**CHALLENGE:** Give an exact copy of every line, leaving images out.

**DATA EXTRACT:**
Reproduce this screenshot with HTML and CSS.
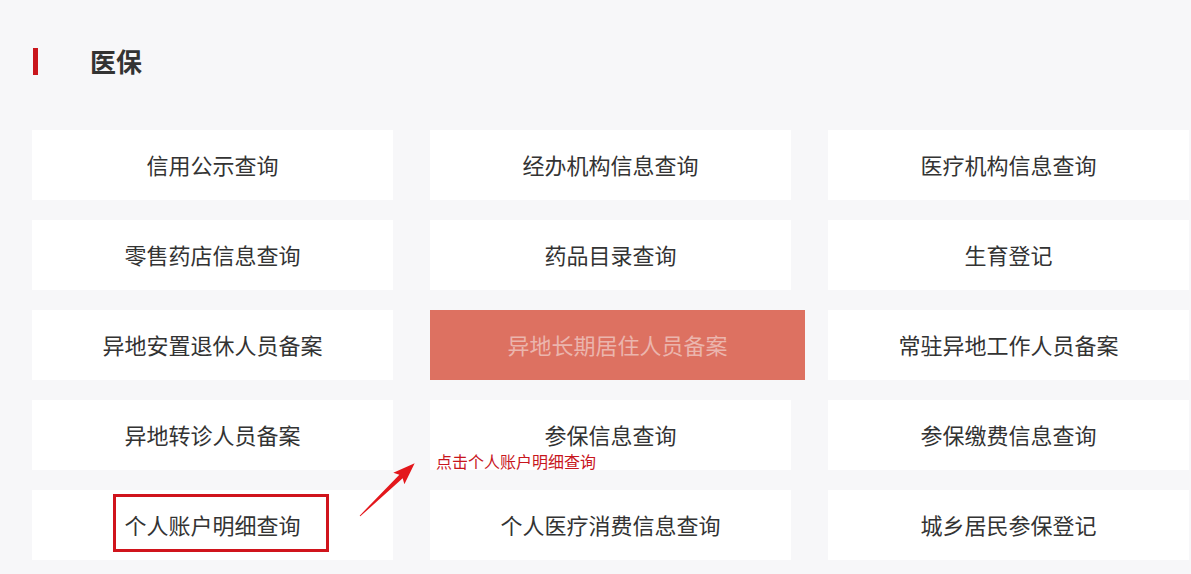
FILE: index.html
```html
<!DOCTYPE html>
<html lang="zh-CN">
<head>
<meta charset="utf-8">
<title>医保</title>
<link rel="stylesheet" href="styles.css">
</head>
<body>
<div class="page">
  <div class="header">
    <span class="bar"></span>
    <h1 class="title">医保</h1>
  </div>
  <div class="grid">
    <div class="card">信用公示查询</div>
    <div class="card">经办机构信息查询</div>
    <div class="card">医疗机构信息查询</div>
    <div class="card">零售药店信息查询</div>
    <div class="card">药品目录查询</div>
    <div class="card">生育登记</div>
    <div class="card">异地安置退休人员备案</div>
    <div class="card card-active">异地长期居住人员备案</div>
    <div class="card">常驻异地工作人员备案</div>
    <div class="card">异地转诊人员备案</div>
    <div class="card">参保信息查询</div>
    <div class="card">参保缴费信息查询</div>
    <div class="card">个人账户明细查询</div>
    <div class="card">个人医疗消费信息查询</div>
    <div class="card">城乡居民参保登记</div>

    <div class="mark-box"></div>
    <svg class="mark-arrow" width="70" height="70" viewBox="0 0 70 70">
      <g transform="translate(8 61) rotate(-44)">
        <polygon points="0,-0.5 57,-2.4 54,-8 76,0 54,8 57,2.4 0,0.5" fill="#e3171c"/>
      </g>
    </svg>
    <div class="mark-note">点击个人账户明细查询</div>
  </div>
</div>
</body>
</html>
```
FILE: styles.css
```css
html, body {
  margin: 0;
  padding: 0;
  background: #f7f7f9;
}
body {
  font-family: "Noto Sans CJK SC", "Microsoft YaHei", "Noto Sans", sans-serif;
  color: #333;
}
.page {
  width: 1191px;
  height: 574px;
  overflow: hidden;
}
.header {
  display: flex;
  align-items: center;
  height: 30px;
  padding: 46px 0 0 33px;
  margin-bottom: 54px;
}
.bar {
  width: 5px;
  height: 27px;
  background: #c9161d;
}
.title {
  margin: 0 0 0 52px;
  font-size: 26px;
  font-weight: bold;
  line-height: 30px;
  color: #333;
}
.grid {
  position: relative;
  display: grid;
  grid-template-columns: 361px 361px 361px;
  grid-auto-rows: 70px;
  column-gap: 37px;
  row-gap: 20px;
  margin-left: 32px;
}
.card {
  background: #fff;
  display: flex;
  align-items: center;
  justify-content: center;
  padding-bottom: 3px;
  box-sizing: border-box;
  font-size: 22px;
  color: #333;
  white-space: nowrap;
}
.card-active {
  width: 375px;
  background: #dd7161;
  color: #ebb5ad;
  position: relative;
  z-index: 1;
}
.mark-box {
  position: absolute;
  left: 81px;
  top: 364px;
  width: 210px;
  height: 52px;
  border: 3px solid #d0141c;
}
.mark-arrow {
  position: absolute;
  left: 320px;
  top: 325px;
}
.mark-note {
  position: absolute;
  left: 404px;
  top: 321px;
  font-size: 16px;
  line-height: 20px;
  color: #c8161d;
  white-space: nowrap;
}
```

**SOLUTION TO THIS EXERCISE:**
Reproduce this screenshot with HTML and CSS.
FILE: index.html
```html
<!DOCTYPE html>
<html lang="zh-CN">
<head>
<meta charset="utf-8">
<title>医保</title>
<link rel="stylesheet" href="styles.css">
</head>
<body>
<div class="page">
  <div class="header">
    <span class="bar"></span>
    <h1 class="title">医保</h1>
  </div>
  <div class="grid">
    <div class="card">信用公示查询</div>
    <div class="card">经办机构信息查询</div>
    <div class="card">医疗机构信息查询</div>
    <div class="card">零售药店信息查询</div>
    <div class="card">药品目录查询</div>
    <div class="card">生育登记</div>
    <div class="card">异地安置退休人员备案</div>
    <div class="card card-active">异地长期居住人员备案</div>
    <div class="card">常驻异地工作人员备案</div>
    <div class="card">异地转诊人员备案</div>
    <div class="card">参保信息查询</div>
    <div class="card">参保缴费信息查询</div>
    <div class="card">个人账户明细查询</div>
    <div class="card">个人医疗消费信息查询</div>
    <div class="card">城乡居民参保登记</div>

    <div class="mark-box"></div>
    <svg class="mark-arrow" width="70" height="70" viewBox="0 0 70 70">
      <g transform="translate(8 61) rotate(-44)">
        <polygon points="0,-0.5 57,-2.4 54,-8 76,0 54,8 57,2.4 0,0.5" fill="#e3171c"/>
      </g>
    </svg>
    <div class="mark-note">点击个人账户明细查询</div>
  </div>
</div>
</body>
</html>
```
FILE: styles.css
```css
html, body {
  margin: 0;
  padding: 0;
  background: #f7f7f9;
}
body {
  font-family: "Noto Sans CJK SC", "Microsoft YaHei", "Noto Sans", sans-serif;
  color: #333;
}
.page {
  width: 1191px;
  height: 574px;
  overflow: hidden;
}
.header {
  display: flex;
  align-items: center;
  height: 30px;
  padding: 46px 0 0 33px;
  margin-bottom: 54px;
}
.bar {
  width: 5px;
  height: 27px;
  background: #c9161d;
}
.title {
  margin: 0 0 0 52px;
  font-size: 26px;
  font-weight: bold;
  line-height: 30px;
  color: #333;
}
.grid {
  position: relative;
  display: grid;
  grid-template-columns: 361px 361px 361px;
  grid-auto-rows: 70px;
  column-gap: 37px;
  row-gap: 20px;
  margin-left: 32px;
}
.card {
  background: #fff;
  display: flex;
  align-items: center;
  justify-content: center;
  padding-bottom: 3px;
  box-sizing: border-box;
  font-size: 22px;
  color: #333;
  white-space: nowrap;
}
.card-active {
  width: 375px;
  background: #dd7161;
  color: #ebb5ad;
  position: relative;
  z-index: 1;
}
.mark-box {
  position: absolute;
  left: 81px;
  top: 364px;
  width: 210px;
  height: 52px;
  border: 3px solid #d0141c;
}
.mark-arrow {
  position: absolute;
  left: 320px;
  top: 325px;
}
.mark-note {
  position: absolute;
  left: 404px;
  top: 321px;
  font-size: 16px;
  line-height: 20px;
  color: #c8161d;
  white-space: nowrap;
}
```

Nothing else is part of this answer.